Identité Remarquable | l’Atelier des Artistes en Exil
Des racines et des aides
Comme son nom ne le suggère pas forcément, l’Atelier des Artistes en Exil est bien plus qu’un simple espace où mettre en forme les arts. Aussi terrain d’accueil, d’insertion et de soutien administratif, le projet est arrivé il y a tout juste un an à Marseille, et y donne en ce moment — et pour la première fois — son festival, Visions d’Exil. L’occasion pour tout le monde de décentrer ses points de vue, de kaléidoscoper ses lignes de fuite, et de modeler d’autres reliefs.
Si l’association a d’abord pris ses quartiers à Paris il y a cinq ans, l’arrivée propice d’une antenne à Marseille est loin d’être semblable à l’un de ces énièmes parachutages aux causes commerciales et aux conséquences gentrifiantes, à en faire grincer des dents. Sans doute parce que les causes sont sociales, et que les conséquences sont humanistes, en plus d’être locales.

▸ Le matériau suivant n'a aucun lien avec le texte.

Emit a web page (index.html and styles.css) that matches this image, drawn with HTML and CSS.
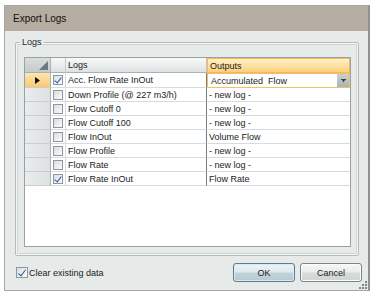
FILE: index.html
```html
<!DOCTYPE html>
<html lang="en">
<head>
  <meta charset="UTF-8" />
  <title>Export Logs</title>
  <link rel="stylesheet" href="styles.css">
</head>
<body>
  <div class="window">
    <div class="titlebar">Export Logs</div>
    <div class="content">
      <fieldset class="group">
        <legend>Logs</legend>
        <div class="grid">
          <div class="hcell corner">
            <svg width="9" height="9" viewBox="0 0 9 9"><path d="M9 0 L9 9 L0 9 Z" fill="#6f787b"/></svg>
          </div>
          <div class="hcell"></div>
          <div class="hcell text">Logs</div>
          <div class="hcell text current">Outputs</div>

          <div class="rh active">
            <svg width="5" height="7" viewBox="0 0 5 7"><path d="M0 0 L5 3.5 L0 7 Z" fill="#111"/></svg>
          </div>
          <div class="cell cb"><span class="box checked"></span></div>
          <div class="cell name">Acc. Flow Rate InOut</div>
          <div class="cell out editing">
            <span class="combo-text">Accumulated&nbsp; Flow</span>
            <span class="drop">
              <svg width="5" height="4" viewBox="0 0 5 4"><path d="M0 0 H5 V1 H0 Z M1 1 H4 L2.5 3.5 Z" fill="#3a4448"/></svg>
            </span>
          </div>

          <div class="rh"></div>
          <div class="cell cb"><span class="box"></span></div>
          <div class="cell name">Down Profile (@ 227 m3/h)</div>
          <div class="cell out">- new log -</div>

          <div class="rh"></div>
          <div class="cell cb"><span class="box"></span></div>
          <div class="cell name">Flow Cutoff 0</div>
          <div class="cell out">- new log -</div>

          <div class="rh"></div>
          <div class="cell cb"><span class="box"></span></div>
          <div class="cell name">Flow Cutoff 100</div>
          <div class="cell out">- new log -</div>

          <div class="rh"></div>
          <div class="cell cb"><span class="box"></span></div>
          <div class="cell name">Flow InOut</div>
          <div class="cell out">Volume Flow</div>

          <div class="rh"></div>
          <div class="cell cb"><span class="box"></span></div>
          <div class="cell name">Flow Profile</div>
          <div class="cell out">- new log -</div>

          <div class="rh"></div>
          <div class="cell cb"><span class="box"></span></div>
          <div class="cell name">Flow Rate</div>
          <div class="cell out">- new log -</div>

          <div class="rh"></div>
          <div class="cell cb"><span class="box checked"></span></div>
          <div class="cell name">Flow Rate InOut</div>
          <div class="cell out">Flow Rate</div>
        </div>
      </fieldset>

      <div class="footer">
        <label class="clear"><span class="box big checked"></span>Clear existing data</label>
        <div class="buttons">
          <button class="btn default">OK</button>
          <button class="btn">Cancel</button>
        </div>
      </div>

      <svg class="grip" width="8" height="8" viewBox="0 0 8 8">
        <g fill="#7d8689">
          <rect x="6" y="0" width="2" height="2"/>
          <rect x="3" y="3" width="2" height="2"/>
          <rect x="6" y="3" width="2" height="2"/>
          <rect x="0" y="6" width="2" height="2"/>
          <rect x="3" y="6" width="2" height="2"/>
          <rect x="6" y="6" width="2" height="2"/>
        </g>
      </svg>
    </div>
  </div>
</body>
</html>
```

FILE: styles.css
```css
body {
  margin: 0;
  background-color: #ffffff;
  font-family: 'Liberation Sans', Arial, sans-serif;
  font-size: 9px;
  color: #1b1b1b;
}
.window {
  margin: 5px 0 0 4px;
  width: 366px;
  height: 286px;
  box-sizing: border-box;
  border: 1px solid #a3a9ab;
  border-right: 2px solid #8d9497;
  background-color: #e6eae9;
  display: flex;
  flex-direction: column;
}
.titlebar {
  height: 25px;
  line-height: 25px;
  padding-left: 8px;
  background-color: #b5aca2;
  font-size: 10px;
  color: #111;
}
.content {
  position: relative;
  flex: 1;
}
.group {
  margin: 6px 0 0 10px;
  width: 344px;
  box-sizing: border-box;
  padding: 9px 7px 8px 8px;
  border: 1px solid #b3bbbc;
  border-radius: 2px;
  box-shadow: inset 0 0 0 1px #f5f7f7, inset 0 0 0 2px #cfd5d6;
}
.group legend {
  margin-left: -4px;
  padding: 0 2px;
  line-height: 11px;
  font-size: 9px;
  color: #1e2a3a;
}
.grid {
  height: 190px;
  box-sizing: border-box;
  border: 1px solid #97a2a6;
  background-color: #ffffff;
  display: grid;
  grid-template-columns: 26px 15px 141px 143px;
  grid-template-rows: 15px 15px repeat(7, 14px);
  align-content: start;
}
.hcell {
  box-sizing: border-box;
  background: linear-gradient(#f8f9f9, #dde1e2);
  border-right: 1px solid #c3c9cb;
  border-bottom: 1px solid #a9b1b3;
  display: flex;
  align-items: center;
}
.hcell.text {
  padding-left: 2px;
}
.hcell.corner {
  background: linear-gradient(#d9dddd, #c5cacb);
  border-right-color: #a9b1b3;
  justify-content: flex-end;
  align-items: flex-end;
  padding: 0 2px 2px 0;
}
.hcell.current {
  background: linear-gradient(#fff1c9, #fcd07c);
  border: 1px solid #f3b85a;
}
.rh {
  box-sizing: border-box;
  background: linear-gradient(90deg, #eaeded, #dde1e1);
  border-right: 1px solid #a9b1b3;
  border-bottom: 1px solid #c9cfd0;
  display: flex;
  align-items: center;
  padding-left: 10px;
}
.rh.active {
  background: linear-gradient(#fde6b0, #fbc970);
}
.cell {
  box-sizing: border-box;
  border-bottom: 1px solid #d5dce1;
  display: flex;
  align-items: center;
  white-space: nowrap;
  overflow: hidden;
}
.cell.cb {
  border-right: 1px solid #d5dce1;
  justify-content: center;
}
.cell.name {
  padding-left: 2px;
  border-right: 1px solid #6f7d84;
}
.cell.out {
  padding-left: 2px;
}
.cell.editing {
  border: 1px solid #f5bf62;
  padding: 0 0 0 3px;
  justify-content: space-between;
}
.drop {
  width: 12px;
  height: 13px;
  background: linear-gradient(#c9d0d3, #aab4b8);
  display: flex;
  align-items: center;
  justify-content: center;
}
.box {
  width: 10px;
  height: 10px;
  box-sizing: border-box;
  border: 1px solid #8e979a;
  background: linear-gradient(135deg, #d9dee0, #fbfcfc);
  position: relative;
}
.box.checked::after {
  content: "";
  position: absolute;
  left: 2px;
  top: 0;
  width: 3px;
  height: 6px;
  border-right: 1.5px solid #2c5eb2;
  border-bottom: 1.5px solid #2c5eb2;
  transform: rotate(38deg);
}
.box.big {
  width: 12px;
  height: 11px;
  margin-right: 1px;
}
.box.big.checked::after {
  left: 3px;
  top: 0;
  height: 7px;
}
.footer {
  margin-top: 7px;
  padding: 0 6px 0 11px;
  display: flex;
  align-items: center;
  justify-content: space-between;
}
.clear {
  display: flex;
  align-items: center;
  font-size: 9px;
}
.buttons {
  display: flex;
  gap: 5px;
}
.btn {
  width: 62px;
  height: 19px;
  padding: 0;
  border: 1px solid #7b8487;
  border-radius: 3px;
  background: linear-gradient(#f6f7f7 0%, #e9ecec 48%, #d7dbdc 52%, #cfd4d5 100%);
  font-family: 'Liberation Sans', Arial, sans-serif;
  font-size: 9px;
  color: #1b1b1b;
  box-shadow: inset 0 0 0 1px #fbfcfc;
}
.btn.default {
  border-color: #5f7d8c;
  background: linear-gradient(#eef3f5 0%, #dfe8ec 48%, #c3d3da 52%, #b6c8d0 100%);
  box-shadow: inset 0 0 0 1px #d4eaf4;
}
.grip {
  position: absolute;
  right: 1px;
  bottom: 1px;
}
```
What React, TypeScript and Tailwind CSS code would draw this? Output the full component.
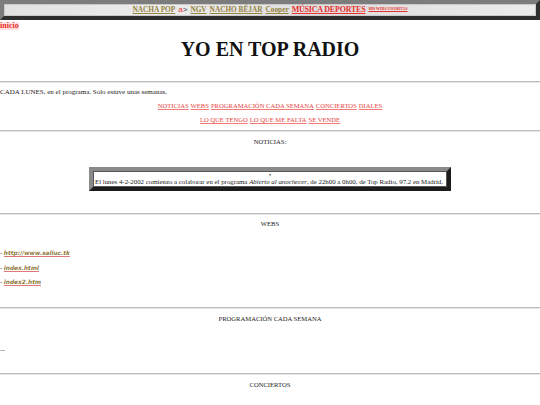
const serif = { fontFamily: '"Liberation Serif", "Times New Roman", serif' };

function Rule() {
  return <div className="h-[2px] w-full border-t border-b border-t-[#bdbdbd] border-b-[#e6e6e6]" />;
}

function Line({ children, className = "" }: { children: React.ReactNode; className?: string }) {
  return (
    <div className={`flex h-[10px] items-center text-[6.6px] leading-[10px] text-[#222] ${className}`}>
      {children}
    </div>
  );
}

const NAV1 = ["NOTICIAS", "WEBS", "PROGRAMACIÓN CADA SEMANA", "CONCIERTOS", "DIALES"];
const NAV2 = ["LO QUE TENGO", "LO QUE ME FALTA", "SE VENDE"];
const WEBS = ["http://www.saliuc.tk", "index.html", "index2.htm"];

function NavLink({ label }: { label: string }) {
  return <a className="text-[#e8423e] underline decoration-[#ef7a76]">{label}</a>;
}

export default function App() {
  return (
    <div className="min-h-[405px] w-[540px] bg-white" style={serif}>
      {/* top menu bar */}
      <div className="h-[20px] border-4 border-t-[#7c7c7c] border-l-[#7c7c7c] border-b-[#2e2e2e] border-r-[#2e2e2e]">
        <div className="flex h-full items-center justify-center gap-[3px] border border-[#c9c9c9] bg-[linear-gradient(90deg,#e2e2e2,#ececec_30%,#dedede_60%,#ebebeb)] font-bold leading-none">
          <a className="text-[7.3px] text-[#958340] underline">NACHA POP</a>
          <span className="text-[8px] font-normal text-[#e33] " style={{ fontFamily: '"Liberation Sans", Arial, sans-serif' }}>
            a<span className="text-[#333]">&gt;</span>
          </span>
          <a className="text-[7.3px] text-[#958340] underline">NGV</a>
          <a className="text-[7.3px] text-[#958340] underline">NACHO BÉJAR</a>
          <a className="text-[7.3px] text-[#958340] underline">Cooper</a>
          <a className="text-[8px] tracking-[-0.2px] text-[#e8302c] underline">MÚSICA DEPORTES</a>
          <a className="text-[3.6px] text-[#e8302c] underline">MIS WEBS FAVORITAS</a>
        </div>
      </div>

      <div className="flex h-[11px] items-center">
        <a className="bg-[#ffe0e0] text-[8px] font-bold leading-none text-[#e8302c]">inicio</a>
      </div>

      <h1 className="mt-[6px] h-[24px] text-center text-[20px] font-bold leading-[24px] text-[#111]">
        YO EN TOP RADIO
      </h1>
      <div className="h-[20px]" />

      <Rule />
      <Line className="mt-[4px] text-[7px]">CADA LUNES, en el programa. Solo estuve unas semanas.</Line>
      <Line className="mt-[4px] justify-center gap-[2px]">
        {NAV1.map((l) => (
          <NavLink key={l} label={l} />
        ))}
      </Line>
      <Line className="mt-[4px] justify-center gap-[2px]">
        {NAV2.map((l) => (
          <NavLink key={l} label={l} />
        ))}
      </Line>
      <div className="mt-[5px]">
        <Rule />
      </div>

      <Line className="mt-[5px] justify-center">NOTICIAS:</Line>
      <div className="mt-[20px] flex justify-center">
        <div className="w-[362px] border-4 border-t-[#8a8a8a] border-l-[#8a8a8a] border-b-[#1c1c1c] border-r-[#1c1c1c]">
          <div className="border border-[#555] bg-white px-[1px] text-[#222]">
            <div className="h-[6px] text-center text-[6px] leading-[7px]">•</div>
            <div className="h-[8px] whitespace-nowrap text-[6.85px] leading-[8px]">
              El lunes 4-2-2002 comienzo a colaborar en el programa <i>Abierto al anochecer</i>, de 22h00 a 0h00, de Top Radio, 97.2 en Madrid.
            </div>
          </div>
        </div>
      </div>

      <div className="mt-[22px]">
        <Rule />
      </div>
      <Line className="mt-[4px] justify-center">WEBS</Line>
      <div className="mt-[19px] flex flex-col gap-[4px]">
        {WEBS.map((w, i) => (
          <Line key={w} className={i === 1 ? "mt-[1px]" : ""}>
            <span>-&nbsp;</span>
            <a
              className="text-[5.8px] font-bold italic text-[#8f7a3a] underline decoration-[#d77]"
              style={{ fontFamily: '"DejaVu Sans", Verdana, sans-serif' }}
            >
              {w}
            </a>
          </Line>
        ))}
      </div>

      <div className="mt-[20px]">
        <Rule />
      </div>
      <Line className="mt-[5px] justify-center">PROGRAMACIÓN CADA SEMANA</Line>
      <Line className="mt-[20px]">...</Line>
      <div className="mt-[19px]">
        <Rule />
      </div>
      <Line className="mt-[5px] justify-center">CONCIERTOS</Line>
      <div className="h-[20px]" />
    </div>
  );
}
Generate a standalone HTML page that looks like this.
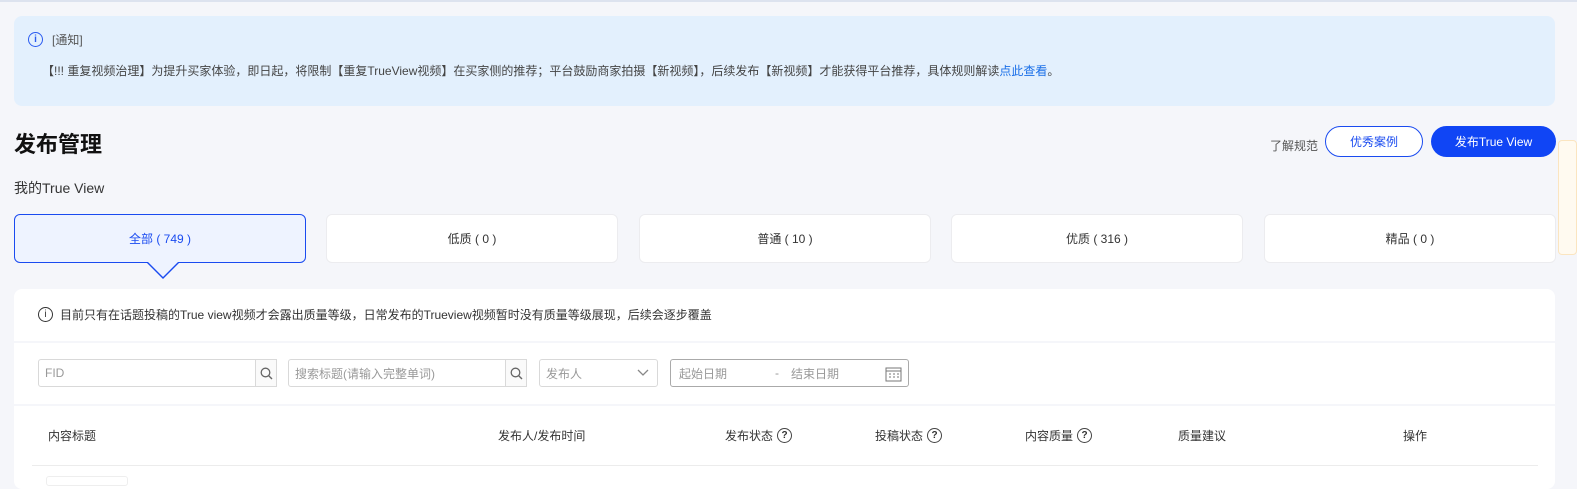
<!DOCTYPE html>
<html><head><meta charset="utf-8"><style>
*{margin:0;padding:0;box-sizing:border-box}
body{width:1577px;height:484px;overflow:hidden;background:#f5f6fa;font-family:"Liberation Sans","Noto Sans CJK SC",sans-serif;color:#333;position:relative}
.abs{position:absolute}
.topline{left:0;top:0;width:1577px;height:2px;background:#dde3ef}
.notice{left:14px;top:16px;width:1541px;height:90px;background:#e3f0fd;border-radius:8px}
.btn{border-radius:16px;height:31px;font-size:12px;display:flex;align-items:center;justify-content:center}
.tab{top:214px;width:292px;height:49px;background:#fff;border:1px solid #ececef;border-radius:6px;font-size:12px;display:flex;align-items:center;justify-content:center;color:#333}
.tab.on{background:#eef3ff;border-color:#1a4bf0;color:#1a4bf0}
.panel{left:14px;top:289px;width:1541px;height:200px;background:#fff;border-radius:8px}
.inp{height:28px;border:1px solid #d9d9d9;border-radius:3px;font-size:12px;color:#999;display:flex;align-items:center;padding-left:6px;top:359px;background:#fff}
.th{top:427px;font-size:12px;color:#333;display:flex;align-items:center;gap:4px}
.q{width:15px;height:15px;border:1.5px solid #444;border-radius:50%;font-size:10px;font-weight:bold;display:inline-flex;align-items:center;justify-content:center;color:#333}
</style></head><body>
<div class="abs topline"></div>
<div class="abs notice"></div>
<div class="abs" style="left:28px;top:32px;width:15px;height:15px;border:1.5px solid #2a5bf0;border-radius:50%;color:#2a5bf0;font-size:10px;display:flex;align-items:center;justify-content:center;font-weight:bold">i</div>
<div class="abs" style="left:52px;top:31px;font-size:12px;color:#555">[通知]</div>
<div class="abs" style="left:42px;top:62px;font-size:12px;color:#444;white-space:nowrap">【!!! 重复视频治理】为提升买家体验，即日起，将限制【重复TrueView视频】在买家侧的推荐；平台鼓励商家拍摄【新视频】，后续发布【新视频】才能获得平台推荐，具体规则解读<span style="color:#1a6fe8">点此查看</span>。</div>
<div class="abs" style="left:14px;top:127px;font-size:22px;font-weight:bold;color:#111">发布管理</div>
<div class="abs" style="left:14px;top:178px;font-size:14px;color:#333">我的True View</div>
<div class="abs" style="left:1270px;top:137px;font-size:12px;color:#555">了解规范</div>
<div class="abs btn" style="left:1325px;top:126px;width:98px;border:1px solid #1a4bf0;color:#1a4bf0;background:#fff">优秀案例</div>
<div class="abs btn" style="left:1431px;top:126px;width:125px;background:#1045f5;color:#fff">发布True View</div>
<div class="abs" style="left:1558px;top:140px;width:19px;height:115px;border:1px solid #fbe5c0;background:#fffaf0;border-radius:4px"></div>
<div class="abs tab on" style="left:14px">全部 ( 749 )</div>
<div class="abs" style="left:146px;top:262px;width:0;height:0;border-left:17px solid transparent;border-right:17px solid transparent;border-top:17px solid #1a4bf0"></div>
<div class="abs" style="left:147px;top:261px;width:0;height:0;border-left:16px solid transparent;border-right:16px solid transparent;border-top:16px solid #eef3ff"></div>
<div class="abs tab" style="left:326px">低质 ( 0 )</div>
<div class="abs tab" style="left:639px">普通 ( 10 )</div>
<div class="abs tab" style="left:951px">优质 ( 316 )</div>
<div class="abs tab" style="left:1264px">精品 ( 0 )</div>
<div class="abs panel"></div>
<div class="abs" style="left:38px;top:307px;width:15px;height:15px;border:1.3px solid #333;border-radius:50%;font-size:10px;display:flex;align-items:center;justify-content:center">i</div>
<div class="abs" style="left:60px;top:306px;font-size:12px;color:#333">目前只有在话题投稿的True view视频才会露出质量等级，日常发布的Trueview视频暂时没有质量等级展现，后续会逐步覆盖</div>
<div class="abs" style="left:14px;top:341px;width:1541px;height:2px;background:#f5f6fa"></div>
<div class="abs" style="left:14px;top:404px;width:1541px;height:2px;background:#f5f6fa"></div>
<div class="abs inp" style="left:38px;width:239px">FID</div>
<div class="abs" style="left:255px;top:359px;width:22px;height:28px;border:1px solid #d9d9d9;background:#fafafa;display:flex;align-items:center;justify-content:center"><svg width="13" height="13" viewBox="0 0 13 13"><circle cx="5.5" cy="5.5" r="4.3" fill="none" stroke="#666" stroke-width="1.3"/><path d="M8.6 8.6L12 12" stroke="#666" stroke-width="1.4"/></svg></div>
<div class="abs inp" style="left:288px;width:239px">搜索标题(请输入完整单词)</div>
<div class="abs" style="left:505px;top:359px;width:22px;height:28px;border:1px solid #d9d9d9;background:#fafafa;display:flex;align-items:center;justify-content:center"><svg width="13" height="13" viewBox="0 0 13 13"><circle cx="5.5" cy="5.5" r="4.3" fill="none" stroke="#666" stroke-width="1.3"/><path d="M8.6 8.6L12 12" stroke="#666" stroke-width="1.4"/></svg></div>
<div class="abs inp" style="left:539px;width:119px">发布人<svg style="position:absolute;right:8px;top:9px" width="12" height="8" viewBox="0 0 12 8"><path d="M1 1l5 5 5-5" fill="none" stroke="#888" stroke-width="1.3"/></svg></div>
<div class="abs inp" style="left:670px;width:239px;border-color:#aaa;padding-left:8px">起始日期<span style="margin-left:48px">-</span><span style="margin-left:12px">结束日期</span>
<svg style="position:absolute;right:6px;top:6px" width="17" height="16" viewBox="0 0 17 16"><rect x="1" y="2" width="15" height="13" fill="none" stroke="#777"/><line x1="1" y1="5" x2="16" y2="5" stroke="#777"/><path d="M4 8h2M8 8h2M12 8h2M4 11h2M8 11h2M12 11h2" stroke="#777"/></svg></div>
<div class="abs th" style="left:48px">内容标题</div>
<div class="abs th" style="left:498px">发布人/发布时间</div>
<div class="abs th" style="left:725px">发布状态 <span class="q">?</span></div>
<div class="abs th" style="left:875px">投稿状态 <span class="q">?</span></div>
<div class="abs th" style="left:1025px">内容质量 <span class="q">?</span></div>
<div class="abs th" style="left:1178px">质量建议</div>
<div class="abs th" style="left:1403px">操作</div>
<div class="abs" style="left:32px;top:465px;width:1506px;height:1px;background:#ececec"></div>
<div class="abs" style="left:46px;top:476px;width:82px;height:10px;border:1px solid #eee;border-radius:3px"></div>
</body></html>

Conçu à partir d’une « crise d’inhospitalité » observée et identifiée dès 2015 envers les personnes et les artistes qui arrivaient pour beaucoup, à l’époque, de Syrie, le projet de Judith Depaule et d’Ariel Cypel naît en 2017. Pour ces deux artistes venu·e·s du théâtre et lieu d’art Confluences (à Paris, dans le XXe, désormais fermé), qui programmait beaucoup d’artistes réfugié·e·s, l’évidence s’imposait de dégager un espace singulier. Une structure pour accompagner spécifiquement les artistes et leurs besoins liés à leurs pratiques, tant dans le macrocosme juridique et sociétal français, que dans ce microcosme du monde culturel, de ses petites sociétés et de son économie si particulière. Une fois décroché l’immeuble de 1 000 m2 pour accueillir, aménager des ateliers, salles de danse, de théâtre, etc. ; et une fois recrutée l’équipe d’une vingtaine de personnes, Judith et Ariel s’intéressent à Marseille. « Parce que c’est logique. Beaucoup d’artistes sont dans le Sud, arrivent par ici aussi — les Russes et les Ukrainiens atterrissent à Nice — mais vont ensuite à Paris parce qu’il y a l’atelier », entérine Sarah Gorog. Une Sarah Gorog qui connaît bien Marseille, ses nuits, sa culture, et aussi ses rues, pour avoir œuvré « chacun pour tous » avec le Carillon. Sarah se voit donc confier le projet marseillais, Judith lui proposant d’ouvrir l’atelier à Marseille « tout en réservant des billets d’avion au départ de Kaboul », à l’automne 2021, juste après la prise de Kaboul par les talibans.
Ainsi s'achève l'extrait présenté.